The code will execute with call_usermodehelper a bash script “/tmp/rootkit.sh” but where is that script? I suppose by the next paragraph that this code just is there to attach one core of the CPU and with this (for some reason) have a persistence across reboots, but why? why execute something attached to some cpu core from kernel space will make the module persistent?

I really like your content about linux kernel, maybe in the future I’ll like to do kernel challenges with you.

bootlegwifi · January 21, 2024, 6:56am

Nice writeup!
Why no mention of the negative rings?

0xf00I · January 21, 2024, 7:59pm

So, the basic idea was to link up the kernel thread with a specific CPU core using kthread_create and kthread_bind. The hope was that it could stick around even after reboots or system restarts. Like, the thread would chill on that particular core post-reboot. But, I get it, these tricks aren’t a sure bet for all systems. I kinda just threw it in, thinking it’d be a neat addition without diving too deep into it. Turns out, not as reliable as I thought. Usually, persistence setups are more at home in user space. Sure, let’s work on something for persistence, maybe in the next post.

initfs · January 22, 2024, 6:46am

Ohhhh yeah I get it! this technique sound very optimistic but at the same time very interesting, is like detaching a process from the kernel! and attaching it with the CPU, awesome!

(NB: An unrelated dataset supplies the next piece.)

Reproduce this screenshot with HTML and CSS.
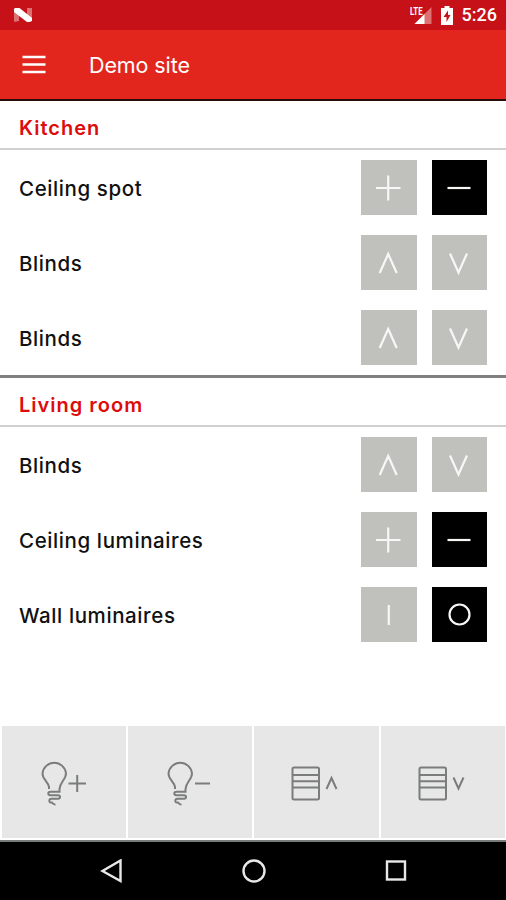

I will keep trying it on other versions of the kernel, I already test on a VM and in my machine directly, but no one works.

And talking about rootkit persistence, I think one good enought technique is registering a service and hide that service with the rootkit in order to not over-complicate thing, because we know that when a rootkit is installed all hopes are lost! XD

initfs · January 22, 2024, 6:47am

WTF is that?? it’s like discover that Lilith was the woman of Adan before Eva!

bootlegwifi · January 24, 2024, 8:39pm

-1 = hypervisor
-2 = system management mode
-3 = vendor specific mangement systems.

It was more of a joke mentioning them, but they do exist.